Aim of the exercise> Reproduce the lines of the material exactly, excluding every image.

start

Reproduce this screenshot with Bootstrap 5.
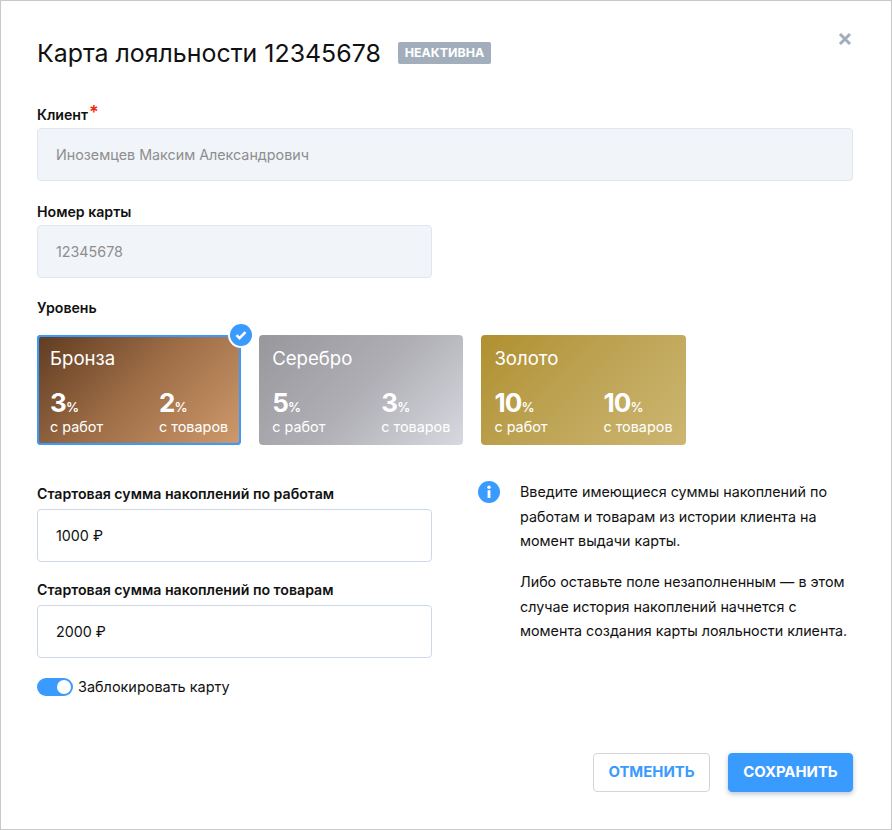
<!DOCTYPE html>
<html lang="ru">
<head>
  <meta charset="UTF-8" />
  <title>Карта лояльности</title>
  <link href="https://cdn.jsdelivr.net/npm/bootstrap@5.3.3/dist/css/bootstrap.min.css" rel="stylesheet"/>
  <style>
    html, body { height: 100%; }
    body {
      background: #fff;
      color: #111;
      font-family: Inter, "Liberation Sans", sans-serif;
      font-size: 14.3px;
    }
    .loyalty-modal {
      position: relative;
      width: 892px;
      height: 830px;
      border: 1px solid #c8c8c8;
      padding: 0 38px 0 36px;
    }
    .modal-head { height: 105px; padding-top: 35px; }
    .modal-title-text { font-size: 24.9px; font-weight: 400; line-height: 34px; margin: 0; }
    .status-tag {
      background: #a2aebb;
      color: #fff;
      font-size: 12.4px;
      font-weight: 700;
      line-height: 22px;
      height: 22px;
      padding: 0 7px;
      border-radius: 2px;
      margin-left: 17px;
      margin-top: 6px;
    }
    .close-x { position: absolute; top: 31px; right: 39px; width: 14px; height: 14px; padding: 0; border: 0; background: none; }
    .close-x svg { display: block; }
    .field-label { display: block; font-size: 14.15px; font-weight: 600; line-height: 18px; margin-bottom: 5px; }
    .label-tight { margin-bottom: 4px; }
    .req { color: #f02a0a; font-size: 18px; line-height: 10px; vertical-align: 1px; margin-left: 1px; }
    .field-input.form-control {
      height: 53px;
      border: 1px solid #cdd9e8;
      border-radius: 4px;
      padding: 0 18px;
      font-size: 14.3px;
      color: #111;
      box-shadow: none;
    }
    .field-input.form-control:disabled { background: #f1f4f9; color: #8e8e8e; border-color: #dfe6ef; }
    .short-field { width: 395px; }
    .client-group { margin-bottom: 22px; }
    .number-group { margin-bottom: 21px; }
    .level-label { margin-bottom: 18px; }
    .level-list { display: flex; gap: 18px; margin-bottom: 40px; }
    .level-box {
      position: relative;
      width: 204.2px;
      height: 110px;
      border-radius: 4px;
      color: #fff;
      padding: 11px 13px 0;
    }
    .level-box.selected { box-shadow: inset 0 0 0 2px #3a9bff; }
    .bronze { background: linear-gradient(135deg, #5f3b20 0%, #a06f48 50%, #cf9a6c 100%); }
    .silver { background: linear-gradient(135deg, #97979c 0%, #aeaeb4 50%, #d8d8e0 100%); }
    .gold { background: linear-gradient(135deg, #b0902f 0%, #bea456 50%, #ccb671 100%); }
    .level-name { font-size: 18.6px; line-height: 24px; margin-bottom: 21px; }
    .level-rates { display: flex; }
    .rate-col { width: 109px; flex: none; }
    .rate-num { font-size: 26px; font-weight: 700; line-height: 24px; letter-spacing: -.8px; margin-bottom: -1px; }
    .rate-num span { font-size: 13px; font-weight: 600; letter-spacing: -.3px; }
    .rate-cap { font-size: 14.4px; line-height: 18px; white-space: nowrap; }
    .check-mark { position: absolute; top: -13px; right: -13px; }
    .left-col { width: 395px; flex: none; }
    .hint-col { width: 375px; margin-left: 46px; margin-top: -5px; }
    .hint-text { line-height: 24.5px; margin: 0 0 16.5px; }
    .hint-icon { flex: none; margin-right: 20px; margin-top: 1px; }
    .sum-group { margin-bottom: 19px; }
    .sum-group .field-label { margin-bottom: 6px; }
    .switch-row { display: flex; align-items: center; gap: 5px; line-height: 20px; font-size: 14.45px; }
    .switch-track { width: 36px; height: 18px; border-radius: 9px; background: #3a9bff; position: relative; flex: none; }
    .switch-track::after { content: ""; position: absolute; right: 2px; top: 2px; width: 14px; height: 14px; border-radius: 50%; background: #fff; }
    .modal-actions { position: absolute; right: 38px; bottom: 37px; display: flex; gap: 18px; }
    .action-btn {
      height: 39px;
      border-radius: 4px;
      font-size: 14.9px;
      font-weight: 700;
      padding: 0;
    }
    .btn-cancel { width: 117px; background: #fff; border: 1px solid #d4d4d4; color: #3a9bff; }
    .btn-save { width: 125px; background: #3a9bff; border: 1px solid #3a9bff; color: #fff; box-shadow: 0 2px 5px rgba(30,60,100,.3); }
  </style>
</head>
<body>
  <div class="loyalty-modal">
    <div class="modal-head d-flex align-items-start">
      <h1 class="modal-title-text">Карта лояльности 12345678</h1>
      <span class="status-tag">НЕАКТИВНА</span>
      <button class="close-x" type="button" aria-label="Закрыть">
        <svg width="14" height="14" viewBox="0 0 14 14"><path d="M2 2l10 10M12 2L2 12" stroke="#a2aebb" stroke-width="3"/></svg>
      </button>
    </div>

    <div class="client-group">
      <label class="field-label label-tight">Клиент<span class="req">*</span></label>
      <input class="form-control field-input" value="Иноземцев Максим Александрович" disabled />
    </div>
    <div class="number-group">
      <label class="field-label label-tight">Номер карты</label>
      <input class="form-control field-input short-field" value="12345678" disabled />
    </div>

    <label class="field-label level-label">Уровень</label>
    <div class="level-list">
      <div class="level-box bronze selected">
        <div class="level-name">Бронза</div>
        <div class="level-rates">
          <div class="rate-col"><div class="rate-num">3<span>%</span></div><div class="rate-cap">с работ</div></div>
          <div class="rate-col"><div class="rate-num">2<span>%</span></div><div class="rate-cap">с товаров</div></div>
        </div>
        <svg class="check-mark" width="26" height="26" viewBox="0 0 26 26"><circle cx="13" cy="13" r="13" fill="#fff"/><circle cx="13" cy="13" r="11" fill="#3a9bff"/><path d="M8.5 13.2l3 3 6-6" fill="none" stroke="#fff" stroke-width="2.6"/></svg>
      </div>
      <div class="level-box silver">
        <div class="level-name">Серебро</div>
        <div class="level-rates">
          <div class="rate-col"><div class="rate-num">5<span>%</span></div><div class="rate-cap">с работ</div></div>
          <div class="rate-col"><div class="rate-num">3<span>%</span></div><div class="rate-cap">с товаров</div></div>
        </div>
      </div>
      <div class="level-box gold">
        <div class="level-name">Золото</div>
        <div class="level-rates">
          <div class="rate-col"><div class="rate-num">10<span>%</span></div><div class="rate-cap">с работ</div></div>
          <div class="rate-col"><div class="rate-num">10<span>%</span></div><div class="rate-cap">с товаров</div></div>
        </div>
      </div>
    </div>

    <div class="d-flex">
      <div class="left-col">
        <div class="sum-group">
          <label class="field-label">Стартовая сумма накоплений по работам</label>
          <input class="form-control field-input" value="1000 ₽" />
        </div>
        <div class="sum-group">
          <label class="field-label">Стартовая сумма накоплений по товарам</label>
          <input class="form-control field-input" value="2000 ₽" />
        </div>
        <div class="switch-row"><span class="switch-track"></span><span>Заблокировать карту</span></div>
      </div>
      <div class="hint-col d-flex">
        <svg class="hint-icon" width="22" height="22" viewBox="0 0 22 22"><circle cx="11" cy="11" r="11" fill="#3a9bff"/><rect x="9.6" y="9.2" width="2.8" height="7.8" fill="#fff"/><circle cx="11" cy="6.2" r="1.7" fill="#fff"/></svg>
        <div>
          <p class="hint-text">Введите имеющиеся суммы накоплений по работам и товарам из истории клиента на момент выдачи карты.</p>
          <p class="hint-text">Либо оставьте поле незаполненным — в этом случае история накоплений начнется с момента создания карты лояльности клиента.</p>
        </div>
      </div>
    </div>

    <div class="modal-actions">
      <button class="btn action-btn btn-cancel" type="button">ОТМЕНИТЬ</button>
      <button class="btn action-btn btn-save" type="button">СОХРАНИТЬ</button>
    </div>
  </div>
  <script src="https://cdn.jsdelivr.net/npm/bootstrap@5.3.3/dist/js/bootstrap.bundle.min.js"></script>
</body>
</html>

end

Answer to this problem>
Reproduce this screenshot with Bootstrap 5.
<!DOCTYPE html>
<html lang="ru">
<head>
  <meta charset="UTF-8" />
  <title>Карта лояльности</title>
  <link href="https://cdn.jsdelivr.net/npm/bootstrap@5.3.3/dist/css/bootstrap.min.css" rel="stylesheet"/>
  <style>
    html, body { height: 100%; }
    body {
      background: #fff;
      color: #111;
      font-family: Inter, "Liberation Sans", sans-serif;
      font-size: 14.3px;
    }
    .loyalty-modal {
      position: relative;
      width: 892px;
      height: 830px;
      border: 1px solid #c8c8c8;
      padding: 0 38px 0 36px;
    }
    .modal-head { height: 105px; padding-top: 35px; }
    .modal-title-text { font-size: 24.9px; font-weight: 400; line-height: 34px; margin: 0; }
    .status-tag {
      background: #a2aebb;
      color: #fff;
      font-size: 12.4px;
      font-weight: 700;
      line-height: 22px;
      height: 22px;
      padding: 0 7px;
      border-radius: 2px;
      margin-left: 17px;
      margin-top: 6px;
    }
    .close-x { position: absolute; top: 31px; right: 39px; width: 14px; height: 14px; padding: 0; border: 0; background: none; }
    .close-x svg { display: block; }
    .field-label { display: block; font-size: 14.15px; font-weight: 600; line-height: 18px; margin-bottom: 5px; }
    .label-tight { margin-bottom: 4px; }
    .req { color: #f02a0a; font-size: 18px; line-height: 10px; vertical-align: 1px; margin-left: 1px; }
    .field-input.form-control {
      height: 53px;
      border: 1px solid #cdd9e8;
      border-radius: 4px;
      padding: 0 18px;
      font-size: 14.3px;
      color: #111;
      box-shadow: none;
    }
    .field-input.form-control:disabled { background: #f1f4f9; color: #8e8e8e; border-color: #dfe6ef; }
    .short-field { width: 395px; }
    .client-group { margin-bottom: 22px; }
    .number-group { margin-bottom: 21px; }
    .level-label { margin-bottom: 18px; }
    .level-list { display: flex; gap: 18px; margin-bottom: 40px; }
    .level-box {
      position: relative;
      width: 204.2px;
      height: 110px;
      border-radius: 4px;
      color: #fff;
      padding: 11px 13px 0;
    }
    .level-box.selected { box-shadow: inset 0 0 0 2px #3a9bff; }
    .bronze { background: linear-gradient(135deg, #5f3b20 0%, #a06f48 50%, #cf9a6c 100%); }
    .silver { background: linear-gradient(135deg, #97979c 0%, #aeaeb4 50%, #d8d8e0 100%); }
    .gold { background: linear-gradient(135deg, #b0902f 0%, #bea456 50%, #ccb671 100%); }
    .level-name { font-size: 18.6px; line-height: 24px; margin-bottom: 21px; }
    .level-rates { display: flex; }
    .rate-col { width: 109px; flex: none; }
    .rate-num { font-size: 26px; font-weight: 700; line-height: 24px; letter-spacing: -.8px; margin-bottom: -1px; }
    .rate-num span { font-size: 13px; font-weight: 600; letter-spacing: -.3px; }
    .rate-cap { font-size: 14.4px; line-height: 18px; white-space: nowrap; }
    .check-mark { position: absolute; top: -13px; right: -13px; }
    .left-col { width: 395px; flex: none; }
    .hint-col { width: 375px; margin-left: 46px; margin-top: -5px; }
    .hint-text { line-height: 24.5px; margin: 0 0 16.5px; }
    .hint-icon { flex: none; margin-right: 20px; margin-top: 1px; }
    .sum-group { margin-bottom: 19px; }
    .sum-group .field-label { margin-bottom: 6px; }
    .switch-row { display: flex; align-items: center; gap: 5px; line-height: 20px; font-size: 14.45px; }
    .switch-track { width: 36px; height: 18px; border-radius: 9px; background: #3a9bff; position: relative; flex: none; }
    .switch-track::after { content: ""; position: absolute; right: 2px; top: 2px; width: 14px; height: 14px; border-radius: 50%; background: #fff; }
    .modal-actions { position: absolute; right: 38px; bottom: 37px; display: flex; gap: 18px; }
    .action-btn {
      height: 39px;
      border-radius: 4px;
      font-size: 14.9px;
      font-weight: 700;
      padding: 0;
    }
    .btn-cancel { width: 117px; background: #fff; border: 1px solid #d4d4d4; color: #3a9bff; }
    .btn-save { width: 125px; background: #3a9bff; border: 1px solid #3a9bff; color: #fff; box-shadow: 0 2px 5px rgba(30,60,100,.3); }
  </style>
</head>
<body>
  <div class="loyalty-modal">
    <div class="modal-head d-flex align-items-start">
      <h1 class="modal-title-text">Карта лояльности 12345678</h1>
      <span class="status-tag">НЕАКТИВНА</span>
      <button class="close-x" type="button" aria-label="Закрыть">
        <svg width="14" height="14" viewBox="0 0 14 14"><path d="M2 2l10 10M12 2L2 12" stroke="#a2aebb" stroke-width="3"/></svg>
      </button>
    </div>

    <div class="client-group">
      <label class="field-label label-tight">Клиент<span class="req">*</span></label>
      <input class="form-control field-input" value="Иноземцев Максим Александрович" disabled />
    </div>
    <div class="number-group">
      <label class="field-label label-tight">Номер карты</label>
      <input class="form-control field-input short-field" value="12345678" disabled />
    </div>

    <label class="field-label level-label">Уровень</label>
    <div class="level-list">
      <div class="level-box bronze selected">
        <div class="level-name">Бронза</div>
        <div class="level-rates">
          <div class="rate-col"><div class="rate-num">3<span>%</span></div><div class="rate-cap">с работ</div></div>
          <div class="rate-col"><div class="rate-num">2<span>%</span></div><div class="rate-cap">с товаров</div></div>
        </div>
        <svg class="check-mark" width="26" height="26" viewBox="0 0 26 26"><circle cx="13" cy="13" r="13" fill="#fff"/><circle cx="13" cy="13" r="11" fill="#3a9bff"/><path d="M8.5 13.2l3 3 6-6" fill="none" stroke="#fff" stroke-width="2.6"/></svg>
      </div>
      <div class="level-box silver">
        <div class="level-name">Серебро</div>
        <div class="level-rates">
          <div class="rate-col"><div class="rate-num">5<span>%</span></div><div class="rate-cap">с работ</div></div>
          <div class="rate-col"><div class="rate-num">3<span>%</span></div><div class="rate-cap">с товаров</div></div>
        </div>
      </div>
      <div class="level-box gold">
        <div class="level-name">Золото</div>
        <div class="level-rates">
          <div class="rate-col"><div class="rate-num">10<span>%</span></div><div class="rate-cap">с работ</div></div>
          <div class="rate-col"><div class="rate-num">10<span>%</span></div><div class="rate-cap">с товаров</div></div>
        </div>
      </div>
    </div>

    <div class="d-flex">
      <div class="left-col">
        <div class="sum-group">
          <label class="field-label">Стартовая сумма накоплений по работам</label>
          <input class="form-control field-input" value="1000 ₽" />
        </div>
        <div class="sum-group">
          <label class="field-label">Стартовая сумма накоплений по товарам</label>
          <input class="form-control field-input" value="2000 ₽" />
        </div>
        <div class="switch-row"><span class="switch-track"></span><span>Заблокировать карту</span></div>
      </div>
      <div class="hint-col d-flex">
        <svg class="hint-icon" width="22" height="22" viewBox="0 0 22 22"><circle cx="11" cy="11" r="11" fill="#3a9bff"/><rect x="9.6" y="9.2" width="2.8" height="7.8" fill="#fff"/><circle cx="11" cy="6.2" r="1.7" fill="#fff"/></svg>
        <div>
          <p class="hint-text">Введите имеющиеся суммы накоплений по работам и товарам из истории клиента на момент выдачи карты.</p>
          <p class="hint-text">Либо оставьте поле незаполненным — в этом случае история накоплений начнется с момента создания карты лояльности клиента.</p>
        </div>
      </div>
    </div>

    <div class="modal-actions">
      <button class="btn action-btn btn-cancel" type="button">ОТМЕНИТЬ</button>
      <button class="btn action-btn btn-save" type="button">СОХРАНИТЬ</button>
    </div>
  </div>
  <script src="https://cdn.jsdelivr.net/npm/bootstrap@5.3.3/dist/js/bootstrap.bundle.min.js"></script>
</body>
</html>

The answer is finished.